Pull out every line below holding the word "index".
** START **
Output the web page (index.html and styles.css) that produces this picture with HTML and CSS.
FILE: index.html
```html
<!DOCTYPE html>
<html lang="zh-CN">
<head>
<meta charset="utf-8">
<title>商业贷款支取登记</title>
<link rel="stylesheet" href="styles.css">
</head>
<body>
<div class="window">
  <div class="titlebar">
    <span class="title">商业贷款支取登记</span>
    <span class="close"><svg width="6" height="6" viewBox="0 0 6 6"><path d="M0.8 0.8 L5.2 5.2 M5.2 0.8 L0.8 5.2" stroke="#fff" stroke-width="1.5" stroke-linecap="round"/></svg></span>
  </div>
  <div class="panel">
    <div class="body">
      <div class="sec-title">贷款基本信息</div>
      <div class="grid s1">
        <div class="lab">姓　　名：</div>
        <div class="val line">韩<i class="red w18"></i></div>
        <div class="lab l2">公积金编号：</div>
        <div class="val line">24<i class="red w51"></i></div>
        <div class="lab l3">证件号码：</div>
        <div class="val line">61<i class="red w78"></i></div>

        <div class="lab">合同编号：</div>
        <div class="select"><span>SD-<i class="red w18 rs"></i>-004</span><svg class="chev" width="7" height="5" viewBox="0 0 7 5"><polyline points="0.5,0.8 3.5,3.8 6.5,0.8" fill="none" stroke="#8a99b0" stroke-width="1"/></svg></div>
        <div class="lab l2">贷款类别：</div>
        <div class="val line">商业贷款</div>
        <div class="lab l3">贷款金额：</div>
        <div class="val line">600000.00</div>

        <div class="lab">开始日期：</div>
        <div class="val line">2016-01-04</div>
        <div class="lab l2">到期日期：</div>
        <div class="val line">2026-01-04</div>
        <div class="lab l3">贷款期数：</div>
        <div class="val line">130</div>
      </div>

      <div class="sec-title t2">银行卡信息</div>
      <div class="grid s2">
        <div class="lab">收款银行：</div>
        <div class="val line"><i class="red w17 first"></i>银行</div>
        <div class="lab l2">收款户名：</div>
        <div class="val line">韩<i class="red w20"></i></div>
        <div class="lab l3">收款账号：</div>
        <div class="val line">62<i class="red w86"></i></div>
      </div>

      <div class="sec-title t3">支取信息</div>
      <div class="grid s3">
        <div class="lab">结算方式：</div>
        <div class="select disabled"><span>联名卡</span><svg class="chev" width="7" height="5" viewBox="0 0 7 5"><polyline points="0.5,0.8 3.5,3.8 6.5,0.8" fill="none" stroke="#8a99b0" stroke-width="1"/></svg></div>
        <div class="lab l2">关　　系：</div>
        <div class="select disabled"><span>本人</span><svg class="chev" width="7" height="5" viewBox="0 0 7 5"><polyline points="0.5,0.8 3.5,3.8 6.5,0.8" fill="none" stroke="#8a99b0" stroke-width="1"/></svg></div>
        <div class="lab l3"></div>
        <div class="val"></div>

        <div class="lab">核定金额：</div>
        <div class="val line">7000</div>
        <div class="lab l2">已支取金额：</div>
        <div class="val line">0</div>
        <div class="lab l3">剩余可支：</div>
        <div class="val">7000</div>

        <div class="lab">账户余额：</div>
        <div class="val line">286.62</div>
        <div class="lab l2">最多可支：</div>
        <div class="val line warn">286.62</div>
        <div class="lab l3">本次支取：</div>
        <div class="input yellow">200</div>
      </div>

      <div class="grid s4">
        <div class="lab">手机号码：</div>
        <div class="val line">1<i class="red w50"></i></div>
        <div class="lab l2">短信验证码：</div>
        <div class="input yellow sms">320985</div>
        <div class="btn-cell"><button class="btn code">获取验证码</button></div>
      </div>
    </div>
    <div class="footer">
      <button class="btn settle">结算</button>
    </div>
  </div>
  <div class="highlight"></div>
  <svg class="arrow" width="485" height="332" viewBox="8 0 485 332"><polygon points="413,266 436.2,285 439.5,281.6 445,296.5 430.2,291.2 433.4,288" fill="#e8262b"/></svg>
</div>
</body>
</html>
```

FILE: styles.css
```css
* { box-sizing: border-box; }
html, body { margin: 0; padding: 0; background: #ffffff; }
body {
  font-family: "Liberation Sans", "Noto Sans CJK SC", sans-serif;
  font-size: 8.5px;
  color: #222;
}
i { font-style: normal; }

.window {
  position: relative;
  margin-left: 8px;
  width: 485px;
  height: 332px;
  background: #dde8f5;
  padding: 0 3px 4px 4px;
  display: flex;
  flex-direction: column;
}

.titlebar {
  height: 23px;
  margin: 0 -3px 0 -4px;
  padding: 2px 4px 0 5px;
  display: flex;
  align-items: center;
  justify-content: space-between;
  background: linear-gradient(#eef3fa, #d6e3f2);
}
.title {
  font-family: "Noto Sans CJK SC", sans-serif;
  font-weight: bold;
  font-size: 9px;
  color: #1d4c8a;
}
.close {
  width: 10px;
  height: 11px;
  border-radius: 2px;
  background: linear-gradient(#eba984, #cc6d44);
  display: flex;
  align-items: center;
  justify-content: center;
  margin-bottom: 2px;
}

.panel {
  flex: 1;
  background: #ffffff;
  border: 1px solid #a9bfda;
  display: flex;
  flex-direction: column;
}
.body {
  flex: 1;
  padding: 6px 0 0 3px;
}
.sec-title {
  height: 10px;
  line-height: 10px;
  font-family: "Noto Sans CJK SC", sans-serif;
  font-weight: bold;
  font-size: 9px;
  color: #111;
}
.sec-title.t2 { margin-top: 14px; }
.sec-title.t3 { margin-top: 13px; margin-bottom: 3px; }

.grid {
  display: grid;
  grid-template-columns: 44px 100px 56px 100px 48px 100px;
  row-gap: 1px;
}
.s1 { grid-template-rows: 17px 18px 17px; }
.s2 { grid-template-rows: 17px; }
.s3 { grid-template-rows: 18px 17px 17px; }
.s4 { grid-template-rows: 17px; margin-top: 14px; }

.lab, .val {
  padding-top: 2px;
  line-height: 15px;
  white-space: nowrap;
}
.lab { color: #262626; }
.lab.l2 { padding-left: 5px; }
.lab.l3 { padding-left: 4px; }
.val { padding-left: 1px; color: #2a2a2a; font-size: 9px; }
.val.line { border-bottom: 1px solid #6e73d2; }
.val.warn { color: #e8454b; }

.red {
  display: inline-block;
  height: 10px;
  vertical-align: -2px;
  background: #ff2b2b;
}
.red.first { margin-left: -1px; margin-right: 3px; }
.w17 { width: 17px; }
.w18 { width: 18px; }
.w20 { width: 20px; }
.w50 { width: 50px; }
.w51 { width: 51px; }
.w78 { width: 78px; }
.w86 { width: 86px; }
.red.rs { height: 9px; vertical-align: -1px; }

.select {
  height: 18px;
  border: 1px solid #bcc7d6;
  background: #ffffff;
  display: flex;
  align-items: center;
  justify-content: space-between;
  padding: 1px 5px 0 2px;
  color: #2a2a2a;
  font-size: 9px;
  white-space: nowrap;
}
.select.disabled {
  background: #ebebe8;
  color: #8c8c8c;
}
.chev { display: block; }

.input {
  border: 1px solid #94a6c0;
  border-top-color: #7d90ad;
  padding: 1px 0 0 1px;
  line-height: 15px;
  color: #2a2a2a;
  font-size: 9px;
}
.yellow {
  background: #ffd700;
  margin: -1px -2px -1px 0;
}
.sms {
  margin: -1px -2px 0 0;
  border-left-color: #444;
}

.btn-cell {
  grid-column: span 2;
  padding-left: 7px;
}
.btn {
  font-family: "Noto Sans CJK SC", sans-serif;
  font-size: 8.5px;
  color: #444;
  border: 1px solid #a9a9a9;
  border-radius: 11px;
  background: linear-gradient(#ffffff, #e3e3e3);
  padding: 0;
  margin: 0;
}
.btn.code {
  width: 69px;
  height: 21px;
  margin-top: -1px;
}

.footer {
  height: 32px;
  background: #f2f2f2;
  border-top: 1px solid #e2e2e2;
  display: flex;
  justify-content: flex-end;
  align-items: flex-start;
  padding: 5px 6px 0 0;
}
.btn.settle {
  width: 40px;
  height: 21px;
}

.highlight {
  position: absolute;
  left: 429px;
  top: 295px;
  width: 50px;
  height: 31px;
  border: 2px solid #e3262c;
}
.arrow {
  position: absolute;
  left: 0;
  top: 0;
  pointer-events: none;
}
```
** END **
> _Answer to the exercise_:
Output the web page (index.html and styles.css) that produces this picture with HTML and CSS.
FILE: index.html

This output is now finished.